Derek races frantically to save his brother Danny from his fate when he is released from prison. Danny places an enormous amount of trust in Derek as his role model, believing in him even after he has a violent outburst against his own family “I trust you Derek.” Danny is recognised as Derek’s brother and constantly tries to live up to his brother’s reputation as he reveals in his essay for Sweeney which tells the story of flashbacks “People look at me and see my brother.” He lacks his own individual identity and is often confused, portrayed through the many close ups of his face and eyes with a soft, confused look. He begins to blame other races as the cause for Derek’s imprisonment and actively involves himself with Cameron. He gains a false sense of security from the gangs. Through him, the film explores the need of young, insecure people to belong to something larger than themselves. Danny believes he is doing what his brother would want him to do, and is further confused and disillusioned when Derek returns from prison and announces “I don’t want all that.”
Danny decides to again follow his brother, accepting that their involvement with the gangs has done nothing good. His change is symbolised by the removal of Nazi and white-supremist memorabilia that he has recently been shown adoring, together with his brother. They are supported by climbing, glorious music and the act of unity is shot from their backs as the both of them tear down the Nazi banner in the center of their room wall.
The final sequences portray the harsh reality, where the cycle of hate, racial bigotry and violence continues. Derek’s murder of the blacks is paid for according to the “eye for an eye” belief and Danny is shot despite their changed beliefs. The camera switches abruptly to Danny’s point of view, a large focus on a black boy’s head, the hatred in his eyes, then pulls back to show the barrel of a raised gun.
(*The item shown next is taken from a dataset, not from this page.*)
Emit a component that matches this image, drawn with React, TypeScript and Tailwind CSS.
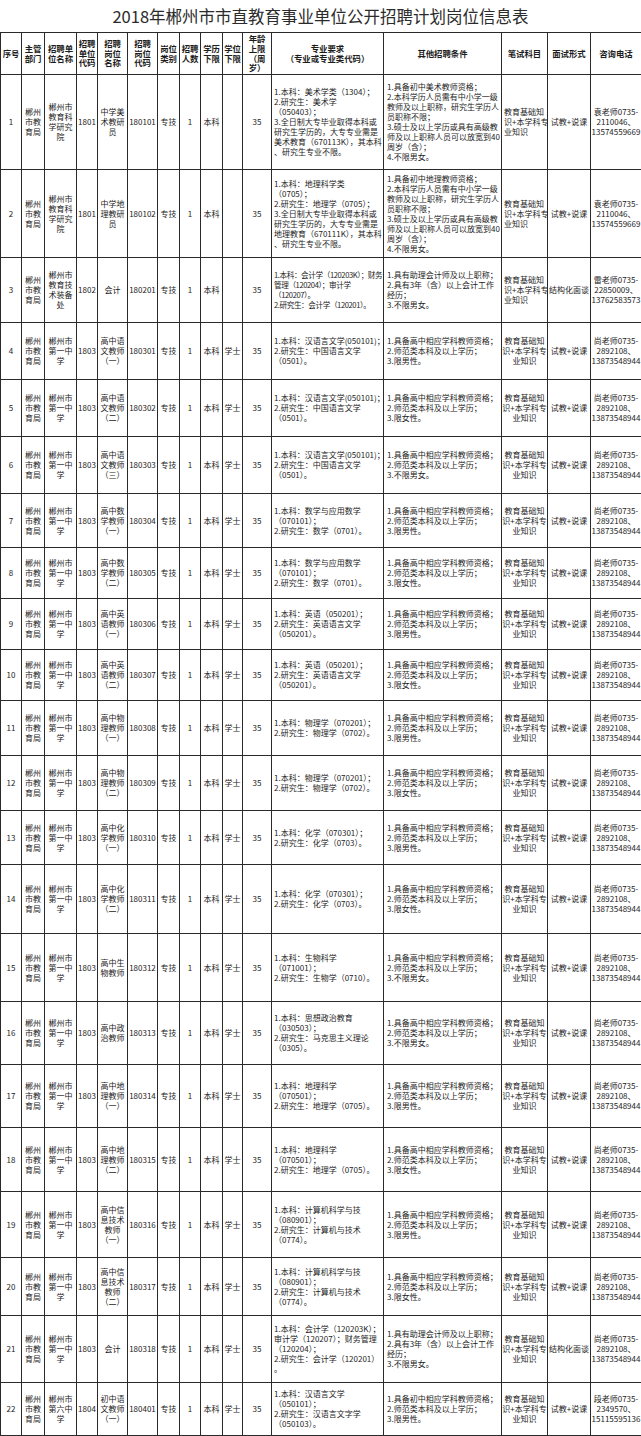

It goes to the black’s view as the explosion of gunpowder is sounded simultaneously with the spray of blood, narrowing the focus of the audience to the murder. There is a chilling close-up of the black’s unchanged face, totally unaffected by the committing of a murder. This is intended to show that the brother’s decisions to change does not suddenly stop society’s cycle of hate and there is still a problem that needs to be faced and solved, by preventing the teaching of hate because, as Danny learns and concludes, “Hate is baggage.”